Objective.
Counting only lines that hold "this", give the total and nothing more.

---------- The data

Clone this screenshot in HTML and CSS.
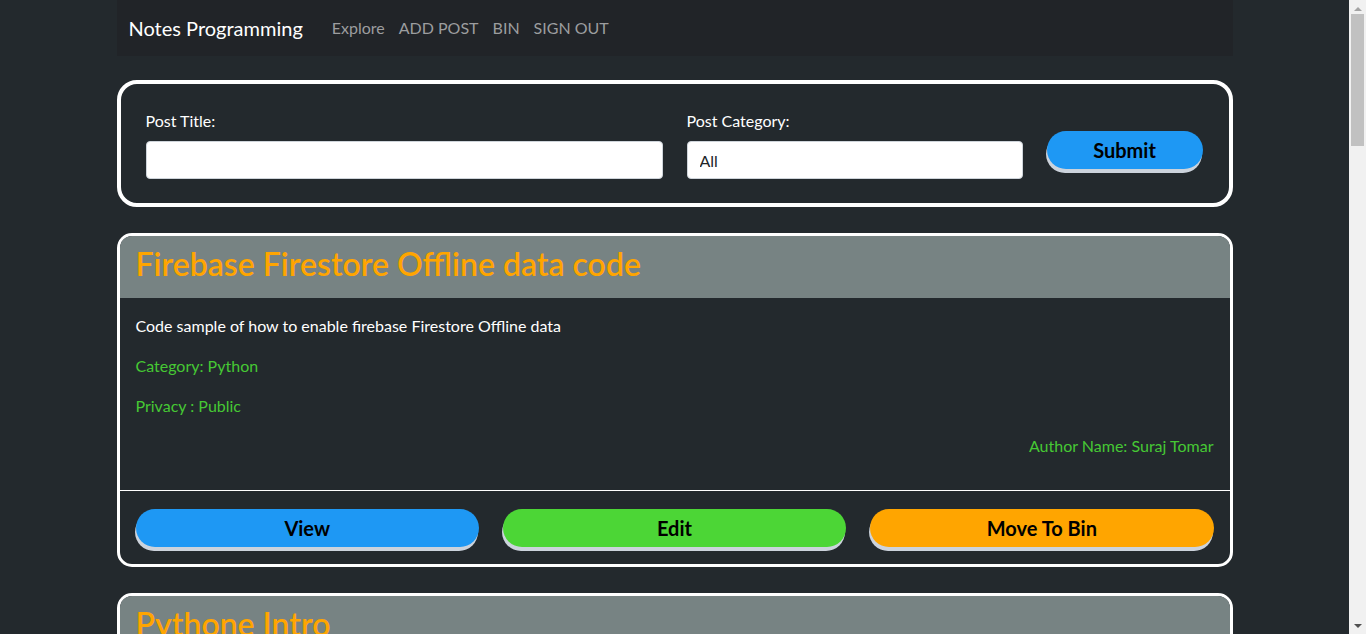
FILE: index.html
```html
<!DOCTYPE html>
<html lang="en">
<head>
<meta charset="utf-8">
<title>Notes Programming</title>
<link rel="stylesheet" href="styles.css">
</head>
<body>
<div class="container">
  <nav class="navbar">
    <a class="brand" href="#">Notes Programming</a>
    <ul class="nav">
      <li><a class="nav-link" href="#">Explore</a></li>
      <li><a class="nav-link" href="#">ADD POST</a></li>
      <li><a class="nav-link" href="#">BIN</a></li>
      <li><a class="nav-link" href="#">SIGN OUT</a></li>
    </ul>
  </nav>

  <form class="search-card">
    <div class="field">
      <label class="label" for="title">Post Title:</label>
      <input class="input" id="title" type="text">
    </div>
    <div class="field">
      <label class="label" for="cat">Post Category:</label>
      <input class="input" id="cat" type="text" value="All">
    </div>
    <button class="btn btn-blue btn-submit" type="button">Submit</button>
  </form>

  <div class="post-card">
    <div class="post-header"><h2 class="post-title">Firebase Firestore Offline data code</h2></div>
    <div class="post-body">
      <p class="desc">Code sample of how to enable firebase Firestore Offline data</p>
      <p class="meta">Category: Python</p>
      <p class="meta">Privacy : Public</p>
      <p class="meta author">Author Name: Suraj Tomar</p>
    </div>
    <div class="post-footer">
      <button class="btn btn-blue" type="button">View</button>
      <button class="btn btn-green" type="button">Edit</button>
      <button class="btn btn-orange" type="button">Move To Bin</button>
    </div>
  </div>

  <div class="post-card">
    <div class="post-header"><h2 class="post-title">Pythone Intro</h2></div>
    <div class="post-body">
      <p class="desc">Introduction to Python programming</p>
      <p class="meta">Category: Python</p>
      <p class="meta">Privacy : Public</p>
      <p class="meta author">Author Name: Suraj Tomar</p>
    </div>
    <div class="post-footer">
      <button class="btn btn-blue" type="button">View</button>
      <button class="btn btn-green" type="button">Edit</button>
      <button class="btn btn-orange" type="button">Move To Bin</button>
    </div>
  </div>

  <div class="post-card">
    <div class="post-header"><h2 class="post-title">Python Lists</h2></div>
    <div class="post-body">
      <p class="desc">Working with lists in Python</p>
      <p class="meta">Category: Python</p>
      <p class="meta">Privacy : Public</p>
      <p class="meta author">Author Name: Suraj Tomar</p>
    </div>
    <div class="post-footer">
      <button class="btn btn-blue" type="button">View</button>
      <button class="btn btn-green" type="button">Edit</button>
      <button class="btn btn-orange" type="button">Move To Bin</button>
    </div>
  </div>

  <div class="post-card">
    <div class="post-header"><h2 class="post-title">Python Dictionary</h2></div>
    <div class="post-body">
      <p class="desc">Working with dictionaries in Python</p>
      <p class="meta">Category: Python</p>
      <p class="meta">Privacy : Public</p>
      <p class="meta author">Author Name: Suraj Tomar</p>
    </div>
    <div class="post-footer">
      <button class="btn btn-blue" type="button">View</button>
      <button class="btn btn-green" type="button">Edit</button>
      <button class="btn btn-orange" type="button">Move To Bin</button>
    </div>
  </div>

  <div class="post-card">
    <div class="post-header"><h2 class="post-title">Python Functions</h2></div>
    <div class="post-body">
      <p class="desc">Defining functions in Python</p>
      <p class="meta">Category: Python</p>
      <p class="meta">Privacy : Public</p>
      <p class="meta author">Author Name: Suraj Tomar</p>
    </div>
    <div class="post-footer">
      <button class="btn btn-blue" type="button">View</button>
      <button class="btn btn-green" type="button">Edit</button>
      <button class="btn btn-orange" type="button">Move To Bin</button>
    </div>
  </div>

  <div class="post-card">
    <div class="post-header"><h2 class="post-title">Python Classes</h2></div>
    <div class="post-body">
      <p class="desc">Object oriented programming in Python</p>
      <p class="meta">Category: Python</p>
      <p class="meta">Privacy : Public</p>
      <p class="meta author">Author Name: Suraj Tomar</p>
    </div>
    <div class="post-footer">
      <button class="btn btn-blue" type="button">View</button>
      <button class="btn btn-green" type="button">Edit</button>
      <button class="btn btn-orange" type="button">Move To Bin</button>
    </div>
  </div>
</div>

<div class="scrollbar" aria-hidden="true">
  <div class="sb-arrow sb-up"></div>
  <div class="sb-track"><div class="sb-thumb"></div></div>
  <div class="sb-arrow sb-down"></div>
</div>
</body>
</html>
```

FILE: styles.css
```css
* {
  box-sizing: border-box;
}

body {
  margin: 0;
  padding-right: 17px;
  background: #23292d;
  color: #ffffff;
  font-family: Lato, "Noto Sans", "Open Sans", sans-serif;
  font-size: 16px;
  line-height: 24px;
}

.container {
  max-width: 1140px;
  margin: 0 auto;
  padding: 0 12px 30px;
}

/* Fake classic scrollbar (overlays the right edge) */
.scrollbar {
  position: fixed;
  top: 0;
  right: 0;
  width: 17px;
  height: 100vh;
  display: flex;
  flex-direction: column;
  background: #f1f1f1;
}
.sb-arrow {
  height: 17px;
  display: flex;
  align-items: center;
  justify-content: center;
}
.sb-up::before {
  content: "";
  border-left: 4px solid transparent;
  border-right: 4px solid transparent;
  border-bottom: 4px solid #a3a3a3;
}
.sb-down::before {
  content: "";
  border-left: 4px solid transparent;
  border-right: 4px solid transparent;
  border-top: 4px solid #505050;
}
.sb-track {
  flex: 1;
  padding: 0 2px;
}
.sb-thumb {
  height: 132px;
  margin-top: -3px;
  background: #c1c1c1;
}

/* Navbar */
.navbar {
  display: flex;
  align-items: center;
  height: 56px;
  padding: 8px 12px;
  background: #212428;
}
.brand {
  color: #ffffff;
  text-decoration: none;
  font-size: 20px;
  line-height: 30px;
  margin-right: 21px;
}
.nav {
  display: flex;
  list-style: none;
  margin: 0;
  padding: 0;
}
.nav-link {
  display: block;
  padding: 8px 7px;
  color: #9c9d9f;
  text-decoration: none;
  font-size: 16px;
  line-height: 24px;
}
.nav li:first-child .nav-link {
  padding-left: 8px;
}

/* Search form */
.search-card {
  display: grid;
  grid-template-columns: 517fr 336fr 156fr;
  align-items: end;
  gap: 24px;
  margin-top: 24px;
  margin-bottom: 26px;
  padding: 25px 26px 24px 25px;
  border: 4px solid #ffffff;
  border-radius: 20px;
}
.field {
  display: flex;
  flex-direction: column;
  min-width: 0;
}
.label {
  margin-bottom: 8px;
  font-size: 16px;
  line-height: 24px;
  color: #ffffff;
}
.input {
  width: 100%;
  height: 38px;
  padding: 6px 12px;
  border: 1px solid #ced4da;
  border-radius: 4px;
  background: #ffffff;
  color: #212529;
  font-family: inherit;
  font-size: 16px;
  line-height: 24px;
  outline: none;
}

/* Buttons */
.btn {
  height: 38px;
  border: none;
  border-radius: 20px;
  box-shadow: -1px 4px 0 #ccd3dc;
  color: #000000;
  font-family: inherit;
  font-weight: 700;
  font-size: 20px;
  line-height: 38px;
  padding: 0 12px;
  cursor: pointer;
}
.btn-blue {
  background: #1e98f4;
}
.btn-green {
  background: #4cd636;
}
.btn-orange {
  background: #ffa500;
}
.btn-submit {
  margin-bottom: 10px;
}

/* Post cards */
.post-card {
  margin-bottom: 26px;
  border: 3px solid #ffffff;
  border-radius: 15px;
  overflow: hidden;
}
.post-header {
  padding: 9px 16px 15px;
  background: #778383;
}
.post-title {
  margin: 0;
  color: #ffa500;
  font-size: 32px;
  font-weight: 600;
  line-height: 38px;
}
.post-body {
  padding: 16px;
}
.post-body p {
  margin: 0 0 16px;
}
.desc {
  color: #ffffff;
}
.meta {
  color: #46c834;
}
.author {
  text-align: right;
}
.post-footer {
  display: grid;
  grid-template-columns: repeat(3, 1fr);
  gap: 24px;
  padding: 18px 16px 17px;
  border-top: 1px solid #ffffff;
}
```
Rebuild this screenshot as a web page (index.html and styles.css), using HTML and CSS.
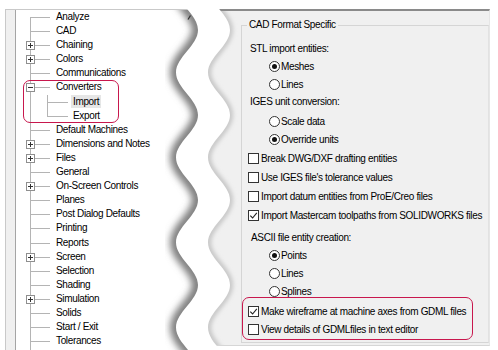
FILE: index.html
```html
<!DOCTYPE html>
<html lang="en">
<head>
    <meta charset="UTF-8">
    <title>Configuration - CAD Format Specific</title>
    <link rel="stylesheet" href="styles.css">
</head>
<body>

<div class="screen">

    <!-- Topics tree -->
    <div class="left-pane">
        <div class="tree">
            <div class="node">Analyze</div>
            <div class="node">CAD</div>
            <div class="node"><span class="toggle plus"></span>Chaining</div>
            <div class="node"><span class="toggle plus"></span>Colors</div>
            <div class="node">Communications</div>
            <div class="branch">
                <div class="node"><span class="toggle"></span>Converters</div>
                <div class="node child"><span class="selected">Import</span></div>
                <div class="node child">Export</div>
            </div>
            <div class="node">Default Machines</div>
            <div class="node"><span class="toggle plus"></span>Dimensions and Notes</div>
            <div class="node"><span class="toggle plus"></span>Files</div>
            <div class="node">General</div>
            <div class="node"><span class="toggle plus"></span>On-Screen Controls</div>
            <div class="node">Planes</div>
            <div class="node">Post Dialog Defaults</div>
            <div class="node">Printing</div>
            <div class="node">Reports</div>
            <div class="node"><span class="toggle plus"></span>Screen</div>
            <div class="node">Selection</div>
            <div class="node">Shading</div>
            <div class="node"><span class="toggle plus"></span>Simulation</div>
            <div class="node">Solids</div>
            <div class="node">Start / Exit</div>
            <div class="node">Tolerances</div>
        </div>
    </div>

    <!-- Import page -->
    <div class="right-pane">
        <fieldset class="group">
            <legend>CAD Format Specific</legend>

            <div class="caption first">STL import entities:</div>
            <div class="radio"><span class="dot on"></span>Meshes</div>
            <div class="radio"><span class="dot"></span>Lines</div>

            <div class="caption">IGES unit conversion:</div>
            <div class="options units">
                <div class="radio"><span class="dot"></span>Scale data</div>
                <div class="radio"><span class="dot on"></span>Override units</div>
            </div>

            <div class="checks">
                <div class="check"><span class="box"></span>Break DWG/DXF drafting entities</div>
                <div class="check"><span class="box"></span>Use IGES file's tolerance values</div>
                <div class="check"><span class="box"></span>Import datum entities from ProE/Creo files</div>
                <div class="check"><span class="box"><svg viewBox="0 0 9 9"><polyline points="1.3,4.6 3.6,7 7.8,1.8"/></svg></span>Import Mastercam toolpaths from SOLIDWORKS files</div>
            </div>

            <div class="caption ascii">ASCII file entity creation:</div>
            <div class="options">
                <div class="radio"><span class="dot on"></span>Points</div>
                <div class="radio"><span class="dot"></span>Lines</div>
                <div class="radio"><span class="dot"></span>Splines</div>
            </div>

            <div class="checks marked">
                <div class="check short"><span class="box"><svg viewBox="0 0 9 9"><polyline points="1.3,4.6 3.6,7 7.8,1.8"/></svg></span>Make wireframe at machine axes from GDML files</div>
                <div class="check short"><span class="box"></span>View details of GDMLfiles in text editor</div>
            </div>
        </fieldset>
    </div>

    <!-- torn edge drawn over the seam -->
    <svg class="tear" width="100" height="350" viewBox="0 0 100 350">
        <defs>
            <filter id="soft" x="-50%" y="-10%" width="200%" height="120%">
                <feGaussianBlur stdDeviation="3.5"/>
            </filter>
            <filter id="softer" x="-50%" y="-10%" width="200%" height="120%">
                <feGaussianBlur stdDeviation="2"/>
            </filter>
            <clipPath id="leftClip"><rect x="0" y="10" width="100" height="340"/></clipPath>
            <clipPath id="rightClip"><rect x="0" y="11" width="100" height="334"/></clipPath>
        </defs>
        <g clip-path="url(#leftClip)">
            <path d="M 26 -12.5 C 26 3, 48 14.5, 48 30 S 26 57, 26 72.5 S 48 99.5, 48 115 S 26 142, 26 157.5 S 48 184.5, 48 200 S 26 227, 26 242.5 S 48 269.5, 48 285 S 26 312, 26 327.5 S 48 354.5, 48 370"
                  fill="none" stroke="#7e7e7e" stroke-width="12" filter="url(#soft)"/>
        </g>
        <g clip-path="url(#rightClip)">
            <path d="M 58 -12.5 C 58 3, 80 14.5, 80 30 S 58 57, 58 72.5 S 80 99.5, 80 115 S 58 142, 58 157.5 S 80 184.5, 80 200 S 58 227, 58 242.5 S 80 269.5, 80 285 S 58 312, 58 327.5 S 80 354.5, 80 370"
                  fill="none" stroke="#c6c6c6" stroke-width="6" filter="url(#softer)"/>
        </g>
        <path d="M 26 -12.5 C 26 3, 48 14.5, 48 30 S 26 57, 26 72.5 S 48 99.5, 48 115 S 26 142, 26 157.5 S 48 184.5, 48 200 S 26 227, 26 242.5 S 48 269.5, 48 285 S 26 312, 26 327.5 S 48 354.5, 48 370
                 L 80 370 C 80 354.5, 58 343, 58 327.5 S 80 300.5, 80 285 S 58 258, 58 242.5 S 80 215.5, 80 200 S 58 173, 58 157.5 S 80 130.5, 80 115 S 58 88, 58 72.5 S 80 45.5, 80 30 S 58 3, 58 -12.5 Z"
              fill="#ffffff"/>
        <path d="M 38 19.5 L 40.5 15.5" stroke="#333" stroke-width="1.3" fill="none"/>
    </svg>

</div>

</body>
</html>
```

FILE: styles.css
```css
* {
    box-sizing: border-box;
}

body {
    margin: 0;
    background: #ffffff;
    color: #000;
    font-family: 'Liberation Sans', Arial, sans-serif;
    font-size: 10px;
    letter-spacing: -0.35px;
}

.screen {
    position: relative;
    display: flex;
    align-items: flex-start;
    width: 498px;
    height: 350px;
    padding-top: 9px;
    overflow: hidden;
}

/* ---------- left: topics tree ---------- */

.left-pane {
    display: flex;
    width: 195px;
    height: 341px;
    margin-left: 5px;
    padding-left: 9px;
    background: #f0f0f0;
    border-top: 1px solid #c9c9c9;
    border-left: 1px solid #c9c9c9;
}

.tree {
    flex: 1;
    border-left: 1px solid #a5a5a5;
    background: #ffffff linear-gradient(#b4b4b4, #b4b4b4) no-repeat 14px 7px / 1px 100%;
}

.node {
    position: relative;
    height: 14.1px;
    line-height: 14.1px;
    padding-left: 40px;
    white-space: nowrap;
}

.node::before {
    content: "";
    position: absolute;
    left: 14px;
    top: 7px;
    width: 20px;
    height: 1px;
    background: #b4b4b4;
}

.node.child {
    padding-left: 57px;
}

.node.child::before {
    left: 31px;
    width: 21px;
}

.node.child::after {
    content: "";
    position: absolute;
    left: 31px;
    top: 0;
    width: 1px;
    height: 7px;
    background: #b4b4b4;
}

.node.child + .node.child::after {
    top: -7px;
    height: 14px;
}

.toggle {
    position: absolute;
    z-index: 1;
    left: 10px;
    top: 3px;
    width: 9px;
    height: 9px;
    border: 1px solid #8f8f8f;
    background: #ffffff;
}

.toggle::before {
    content: "";
    position: absolute;
    left: 1px;
    top: 3px;
    width: 5px;
    height: 1px;
    background: #333;
}

.toggle.plus::after {
    content: "";
    position: absolute;
    left: 3px;
    top: 1px;
    width: 1px;
    height: 5px;
    background: #333;
}

.branch {
    position: relative;
}

.branch::after {
    content: "";
    position: absolute;
    left: 7px;
    top: 0;
    bottom: 0;
    width: 94px;
    border: 1.5px solid #c8174d;
    border-radius: 7px;
}

.selected {
    margin-left: -2px;
    padding: 1px 2px;
    background: #e6e6e6;
}

/* ---------- right: import options ---------- */

.right-pane {
    display: flex;
    flex-direction: column;
    width: 290px;
    height: 337px;
    padding-left: 41px;
    background: #f0f0f0;
    border-top: 2px solid #8a8a8a;
    border-right: 1px solid #e6e6e6;
    border-bottom: 1px solid #d6d6d6;
}

.group {
    flex: 1;
    min-width: 0;
    margin: 8px 0 2px 0;
    padding: 0;
    border: 1px solid #d5d5d5;
    border-right-color: #e2e2e2;
}

.group legend {
    margin-left: 5px;
    padding: 0 2px;
    line-height: 12px;
}

.caption {
    height: 17px;
    line-height: 17px;
    padding-left: 8px;
}

.caption.first {
    margin-top: 9px;
}

.caption.ascii {
    margin-top: 4px;
    padding-left: 9px;
}

.options.units {
    margin-top: 2px;
}

.radio {
    display: flex;
    align-items: center;
    gap: 1px;
    height: 18px;
    padding-left: 27px;
}

.dot {
    position: relative;
    flex: none;
    width: 11px;
    height: 11px;
    border: 1px solid #333;
    border-radius: 50%;
    background: #ffffff;
}

.dot.on::after {
    content: "";
    position: absolute;
    inset: 2px;
    border-radius: 50%;
    background: #111;
}

.checks {
    margin-top: 1px;
}

.check {
    display: flex;
    align-items: center;
    gap: 2px;
    height: 19px;
    padding-left: 6px;
    white-space: nowrap;
}

.check.short {
    height: 18px;
}

.box {
    display: flex;
    flex: none;
    width: 11px;
    height: 11px;
    border: 1px solid #333;
    background: #ffffff;
}

.box svg {
    width: 9px;
    height: 9px;
}

.box polyline {
    fill: none;
    stroke: #222;
    stroke-width: 1.1;
}

.checks.marked {
    position: relative;
    margin-top: 2.5px;
}

.checks.marked::after {
    content: "";
    position: absolute;
    left: 0;
    top: -6px;
    bottom: -1px;
    width: 229px;
    border: 1.5px solid #c8174d;
    border-radius: 7px;
}

/* torn edge drawn over the seam */
.tear {
    position: absolute;
    left: 150px;
    top: 0;
}
```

--------------------

Task result.
2